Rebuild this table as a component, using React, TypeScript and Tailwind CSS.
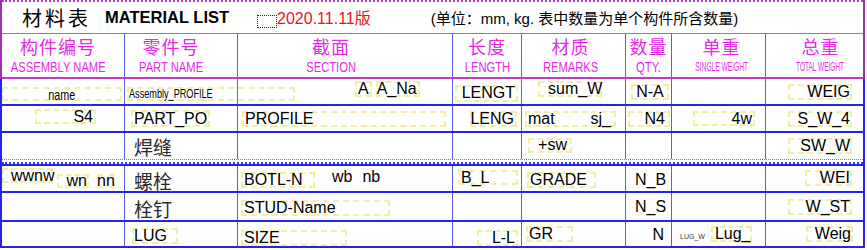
import React from "react";

const COLS = "grid grid-cols-[123px_113px_215px_69px_104px_46px_94px_97px]";
const ZH = "font-['Noto_Sans_CJK_SC',sans-serif]";
const ROW = "border-b-2 border-[#2424ec]";

type Kids = { className?: string; children?: React.ReactNode };

const Cell = ({ className = "", children, last = false }: Kids & { last?: boolean }) => (
  <div className={`flex ${last ? "" : "border-r border-[#5d5de6]"} ${className}`}>{children}</div>
);

const Box = ({ className = "", children }: Kids) => (
  <span
    className={`inline-flex shrink-0 items-center whitespace-nowrap border-2 border-dashed border-[#f2eea4] leading-none ${className}`}
  >
    {children}
  </span>
);

type HeadProps = { zh: string; en: string; className?: string; enClass?: string; last?: boolean };

const Head = ({ zh, en, className = "", enClass = "text-[14px] scale-x-[0.8]", last = false }: HeadProps) => (
  <Cell last={last} className={`flex-col items-center text-[#e52be5] ${className}`}>
    <span className={`${ZH} mt-[3px] text-[18px] leading-[19px] tracking-[1px]`}>{zh}</span>
    <span className={`mt-[3px] inline-block whitespace-nowrap leading-[16px] ${enClass}`}>{en}</span>
  </Cell>
);

const Zh = ({ children }: Kids) => (
  <span className={`${ZH} text-[19px] leading-none text-[#2a2a2a]`}>{children}</span>
);

export default function App() {
  return (
    <div className="h-[250px] w-[867px] overflow-hidden bg-white font-['Liberation_Sans','Noto_Sans_CJK_SC',sans-serif] text-[16px] text-black">
      <div className="w-[865px] border-x-2 border-[#a62bb6]">
        {/* title */}
        <div className="flex h-[33px] items-center border-t-2 border-dotted border-[#b43ac4] pl-[20px]">
          <span className={`${ZH} text-[20px] leading-none tracking-[3px]`}>材料表</span>
          <span className="ml-[14px] text-[16.5px] font-bold leading-none">MATERIAL LIST</span>
          <span className="ml-[28px] mt-[7px] h-[13px] w-[20px] border border-dotted border-[#222]" />
          <span className="mt-[2px] text-[16px] leading-none text-[#e8141c]">2020.11.11版</span>
          <span className="ml-[60px] mt-[1px] text-[15px] leading-none">(单位：mm, kg. 表中数量为单个构件所含数量)</span>
        </div>

        {/* header */}
        <div className={`${COLS} h-[46px] border-t border-b-2 border-t-[#7b7be8] border-b-[#c43ac4]`}>
          <Head zh="构件编号" en="ASSEMBLY NAME" className="pr-[10px]" />
          <Head zh="零件号" en="PART NAME" className="pr-[20px]" />
          <Head zh="截面" en="SECTION" className="pr-[28px]" />
          <Head zh="长度" en="LENGTH" />
          <Head zh="材质" en="REMARKS" className="pr-[6px]" />
          <Head zh="数量" en="QTY." />
          <Head zh="单重" en="SINGLE WEIGHT" className="pl-[6px]" enClass="text-[12.5px] scale-x-[0.53]" />
          <Head zh="总重" en="TOTAL WEIGHT" className="pl-[12px]" enClass="text-[12.5px] scale-x-[0.52]" last />
        </div>
      </div>

      <div className="w-[865px] border-x-2 border-[#2424ec]">
        {/* row 1 */}
        <div className={`${COLS} h-[27px] ${ROW}`}>
          <Cell className="items-center pt-[5px]">
            <Box className="h-[14px] w-[120px] justify-center">
              <span className="inline-block scale-x-[0.72] text-[15px]">name</span>
            </Box>
          </Cell>
          <Cell className="items-center pl-[2px] pt-[5px]">
            <Box className="h-[14px] w-[168px]">
              <span className="inline-block origin-left scale-x-[0.73] text-[12.5px]">Assembly_PROFILE</span>
            </Box>
          </Cell>
          <Cell className="items-center pb-[5px] pl-[117px]">
            <Box className="h-[16px] px-[1px]">A</Box>
            <Box className="ml-[4px] h-[16px] w-[44px] justify-end pr-[1px]">A_Na</Box>
          </Cell>
          <Cell className="items-center pl-[2px] pt-[3px]">
            <Box className="h-[17px] w-[63px] justify-end pr-[1px]">LENGT</Box>
          </Cell>
          <Cell className="items-center pb-[5px] pl-[16px]">
            <Box className="h-[16px] w-[64px] pl-[8px]">sum_W</Box>
          </Cell>
          <Cell className="items-center pl-[5px]">
            <Box className="h-[16px] w-[38px] justify-center">N-A</Box>
          </Cell>
          <Cell className="items-center" />
          <Cell last className="items-center pl-[22px]">
            <Box className="h-[16px] w-[64px] justify-end">WEIG</Box>
          </Cell>
        </div>

        {/* row 2 */}
        <div className={`${COLS} h-[27px] ${ROW}`}>
          <Cell className="items-center pb-[4px] pl-[33px]">
            <Box className="h-[15px] w-[61px] justify-end pr-[1px]">S4</Box>
          </Cell>
          <Cell className="items-center pl-[6px]">
            <Box className="h-[17px] px-[1px]">PART_PO</Box>
          </Cell>
          <Cell className="items-center pl-[4px]">
            <Box className="h-[16px] w-[204px] pl-[1px]">PROFILE</Box>
          </Cell>
          <Cell className="items-center pl-[17px]">
            <Box className="h-[16px] w-[47px] justify-end pr-[1px]">LENG</Box>
          </Cell>
          <Cell className="items-center pl-[3px]">
            <Box className="h-[16px] w-[91px] justify-between pl-[1px] pr-[3px]">
              <span>mat</span>
              <span>sj_</span>
            </Box>
          </Cell>
          <Cell className="items-center pl-[2px]">
            <Box className="h-[16px] w-[42px] justify-end pr-[3px]">N4</Box>
          </Cell>
          <Cell className="items-center pl-[21px]">
            <Box className="h-[15px] w-[62px] justify-end pr-[1px]">4w</Box>
          </Cell>
          <Cell last className="items-center pl-[22px]">
            <Box className="h-[16px] w-[64px] justify-end">S_W_4</Box>
          </Cell>
        </div>

        {/* row 3 */}
        <div className={`${COLS} h-[26px]`}>
          <Cell />
          <Cell className="items-center pl-[9px]">
            <Zh>焊缝</Zh>
          </Cell>
          <Cell />
          <Cell />
          <Cell className="items-center pb-[2px] pl-[6px]">
            <Box className="h-[15px] w-[44px] justify-end pr-[3px]">+sw</Box>
          </Cell>
          <Cell />
          <Cell />
          <Cell last className="items-center pl-[22px]">
            <Box className="h-[16px] w-[64px] justify-end">SW_W</Box>
          </Cell>
        </div>

        {/* double separator */}
        <div className="flex h-[7px] flex-col">
          <div className="border-t border-dotted border-[#7070f0]" />
          <div className="mt-[2px] border-t-2 border-dotted border-[#3c3cec]" />
          <div className="mt-auto border-t-2 border-[#2424ec]" />
        </div>

        {/* row 4 */}
        <div className={`${COLS} h-[27px] ${ROW}`}>
          <Cell className="items-start pt-[2px]">
            <Box className="h-[15px] w-[51px] pl-[7px]">wwnw</Box>
            <Box className="ml-[4px] mt-[6px] h-[14px] w-[32px] justify-end">wn</Box>
            <Box className="ml-[8px] mt-[6px] h-[14px] w-[18px] justify-center">nn</Box>
          </Cell>
          <Cell className="items-center pl-[9px] pt-[3px]">
            <Zh>螺栓</Zh>
          </Cell>
          <Cell className="items-center pl-[3px] pt-[2px]">
            <Box className="h-[16px] w-[74px] pl-[1px]">BOTL-N</Box>
            <span className="mb-[5px] ml-[17px] leading-none">wb</span>
            <span className="mb-[5px] ml-[10px] leading-none">nb</span>
          </Cell>
          <Cell className="items-center pb-[2px] pl-[5px]">
            <Box className="h-[15px] w-[60px] pl-[1px]">B_L</Box>
          </Cell>
          <Cell className="items-center pl-[5px] pt-[3px]">
            <Box className="h-[16px] w-[69px] pl-[1px]">GRADE</Box>
          </Cell>
          <Cell className="items-center pl-[9px] pt-[3px]">
            <span className="leading-none">N_B</span>
          </Cell>
          <Cell />
          <Cell last className="items-center pb-[2px] pl-[39px]">
            <Box className="h-[16px] w-[47px] justify-end">WEI</Box>
          </Cell>
        </div>

        {/* row 5 */}
        <div className={`${COLS} h-[29px] ${ROW}`}>
          <Cell />
          <Cell className="items-center pl-[9px] pt-[3px]">
            <Zh>栓钉</Zh>
          </Cell>
          <Cell className="items-center pl-[3px] pt-[2px]">
            <Box className="h-[16px] w-[149px] pl-[1px]">STUD-Name</Box>
          </Cell>
          <Cell />
          <Cell />
          <Cell className="items-center pl-[9px]">
            <span className="leading-none">N_S</span>
          </Cell>
          <Cell />
          <Cell last className="items-center pl-[22px]">
            <Box className="h-[16px] w-[64px] justify-end">W_ST</Box>
          </Cell>
        </div>

        {/* row 6 */}
        <div className={`${COLS} h-[26px] ${ROW}`}>
          <Cell />
          <Cell className="items-center pl-[7px] pt-[4px]">
            <Box className="h-[16px] w-[46px]">LUG</Box>
          </Cell>
          <Cell className="items-center pl-[3px] pt-[7px]">
            <Box className="h-[16px] w-[106px] pl-[1px]">SIZE</Box>
          </Cell>
          <Cell className="items-center pl-[24px] pt-[8px]">
            <Box className="h-[16px] w-[41px] justify-end pr-[1px]">L-L</Box>
          </Cell>
          <Cell className="items-center pl-[4px]">
            <Box className="h-[16px] w-[47px] pl-[1px]">GR</Box>
          </Cell>
          <Cell className="items-center justify-end pr-[7px] pt-[2px]">
            <span className="leading-none">N</span>
          </Cell>
          <Cell className="items-center pl-[8px]">
            <span className="mt-[4px] text-[7px] leading-none text-[#333]">LUG_W</span>
            <Box className="ml-[6px] h-[16px] w-[41px] pl-[2px]">Lug_</Box>
          </Cell>
          <Cell last className="items-center pl-[40px]">
            <Box className="h-[16px] w-[47px] justify-end">Weig</Box>
          </Cell>
        </div>
      </div>
    </div>
  );
}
----
Task statement: Copy out each line that contains the word "React".

Result below:
Rebuild this table as a component, using React, TypeScript and Tailwind CSS.
import React from "react";
type Kids = { className?: string; children?: React.ReactNode };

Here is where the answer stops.